** Begin **

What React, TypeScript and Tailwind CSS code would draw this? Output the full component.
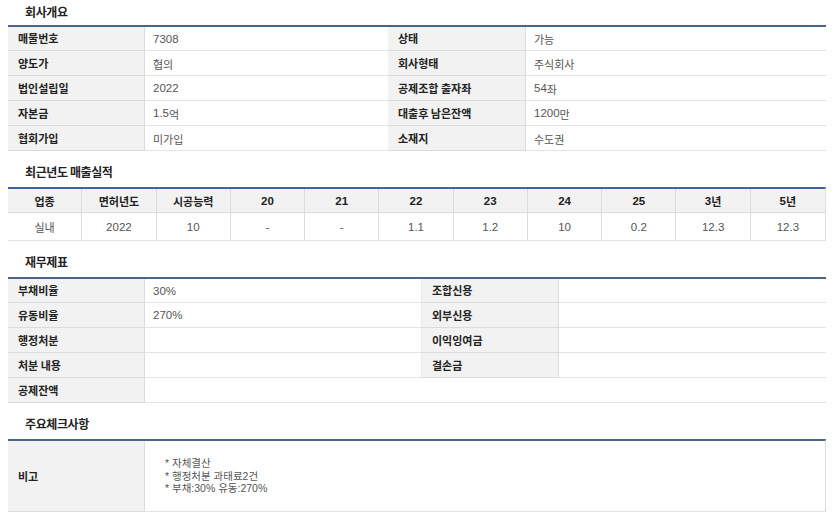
import React from "react";

const FONT = { fontFamily: '"Noto Sans CJK KR", "Noto Sans", sans-serif' };
const VFONT = { fontFamily: '"Liberation Sans", "Noto Sans CJK KR", sans-serif' };

function Mixed({ text }: { text: string }) {
  const parts = text.split(/([\uAC00-\uD7A3]+)/).filter((p) => p !== "");
  return (
    <>
      {parts.map((p, i) =>
        /[\uAC00-\uD7A3]/.test(p) ? (
          <span key={i} className="relative top-[1.5px] text-[11px]">
            {p}
          </span>
        ) : (
          <span key={i}>{p}</span>
        )
      )}
    </>
  );
}

function Title({ children, first }: { children: React.ReactNode; first?: boolean }) {
  return (
    <div
      className={`${first ? "h-[25px] pt-[3px]" : "h-[36px] pt-[12px]"} pl-[17px] text-[12px] leading-[18px] font-bold text-[#222] tracking-[-0.4px]`}
    >
      {children}
    </div>
  );
}

const Label = ({ children, h, extra = "" }: { children?: React.ReactNode; h: string; extra?: string }) => (
  <div
    className={`${h} flex items-center pl-[10px] bg-[#f2f2f2] border-b border-r border-[#dcdcdc] text-[11px] font-bold text-[#222] ${extra}`}
  >
    {children}
  </div>
);

const Value = ({ text, h, extra = "" }: { text?: string; h: string; extra?: string }) => (
  <div
    className={`${h} flex items-center pl-[8px] border-b border-[#e4e4e4] text-[11.5px] leading-[14px] text-[#555] ${extra}`}
    style={VFONT}
  >
    <span>{text ? <Mixed text={text} /> : null}</span>
  </div>
);

export default function App() {
  const overview: [string, string, string, string][] = [
    ["매물번호", "7308", "상태", "가능"],
    ["양도가", "협의", "회사형태", "주식회사"],
    ["법인설립일", "2022", "공제조합 출자좌", "54좌"],
    ["자본금", "1.5억", "대출후 남은잔액", "1200만"],
    ["협회가입", "미가입", "소재지", "수도권"],
  ];
  const heads = ["업종", "면허년도", "시공능력", "20", "21", "22", "23", "24", "25", "3년", "5년"];
  const vals = ["실내", "2022", "10", "-", "-", "1.1", "1.2", "10", "0.2", "12.3", "12.3"];
  const fin: [string, string, string, string][] = [
    ["부채비율", "30%", "조합신용", ""],
    ["유동비율", "270%", "외부신용", ""],
    ["행정처분", "", "이익잉여금", ""],
    ["처분 내용", "", "결손금", ""],
  ];

  return (
    <div className="w-[835px] h-[522px] bg-white overflow-hidden pl-[8px]" style={FONT}>
      <div className="w-[818px]">
        {/* 회사개요 */}
        <Title first>회사개요</Title>
        <div className="border-t-2 border-[#4a6585] grid grid-cols-[137px_243px_138px_300px]">
          {overview.map((r, i) => {
            const h = i === 0 ? "h-[24px]" : "h-[25px]";
            return (
              <React.Fragment key={i}>
                <Label h={h}>{r[0]}</Label>
                <Value h={h} text={r[1]} />
                <Label h={h}>{r[2]}</Label>
                <Value h={h} text={r[3]} />
              </React.Fragment>
            );
          })}
        </div>

        {/* 최근년도 매출실적 */}
        <Title>최근년도 매출실적</Title>
        <div className="border-t-2 border-[#3f64a0] border-r border-r-[#dcdcdc] grid grid-cols-11">
          {heads.map((t, i) => (
            <div
              key={i}
              className={`h-[24px] flex items-center justify-center bg-[#f2f2f2] border-b border-[#dcdcdc] ${i < 10 ? "border-r" : ""} text-[11.5px] leading-[14px] font-bold text-[#222]`}
              style={VFONT}
            >
              <span>
                <Mixed text={t} />
              </span>
            </div>
          ))}
          {vals.map((t, i) => (
            <div
              key={i}
              className={`h-[28px] flex items-center justify-center border-b border-[#e4e4e4] ${i < 10 ? "border-r border-r-[#dcdcdc]" : ""} text-[11.5px] leading-[14px] text-[#555]`}
              style={VFONT}
            >
              <span>
                <Mixed text={t} />
              </span>
            </div>
          ))}
        </div>

        {/* 재무제표 */}
        <Title>재무제표</Title>
        <div className="border-t-2 border-[#4a6585] grid grid-cols-[137px_276px_138px_267px]">
          {fin.map((r, i) => {
            const h = i === 0 ? "h-[24px]" : "h-[25px]";
            return (
              <React.Fragment key={i}>
                <Label h={h}>{r[0]}</Label>
                <Value h={h} text={r[1]} />
                <Label h={h} extra="border-l border-l-[#e8e8e8]">{r[2]}</Label>
                <Value h={h} text={r[3]} />
              </React.Fragment>
            );
          })}
          <Label h="h-[25px]">공제잔액</Label>
          <Value h="h-[25px]" extra="col-span-3" />
        </div>

        {/* 주요체크사항 */}
        <Title>주요체크사항</Title>
        <div className="border-t-2 border-[#4a6585] border-r border-r-[#dcdcdc] grid grid-cols-[137px_1fr]">
          <Label h="h-[71px]">비고</Label>
          <div
            className="h-[71px] flex flex-col justify-center pl-[20px] border-b border-[#e4e4e4] text-[10.5px] leading-[12.5px] text-[#555]"
            style={VFONT}
          >
            <div>* 자체결산</div>
            <div>* 행정처분 과태료2건</div>
            <div>* 부채:30% 유동:270%</div>
          </div>
        </div>
      </div>
    </div>
  );
}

** End **

| PROMPT |
Find each line holding "React". Copy it out.

| RESPONSE |
What React, TypeScript and Tailwind CSS code would draw this? Output the full component.
import React from "react";
function Title({ children, first }: { children: React.ReactNode; first?: boolean }) {
const Label = ({ children, h, extra = "" }: { children?: React.ReactNode; h: string; extra?: string }) => (
              <React.Fragment key={i}>
              </React.Fragment>
              <React.Fragment key={i}>
              </React.Fragment>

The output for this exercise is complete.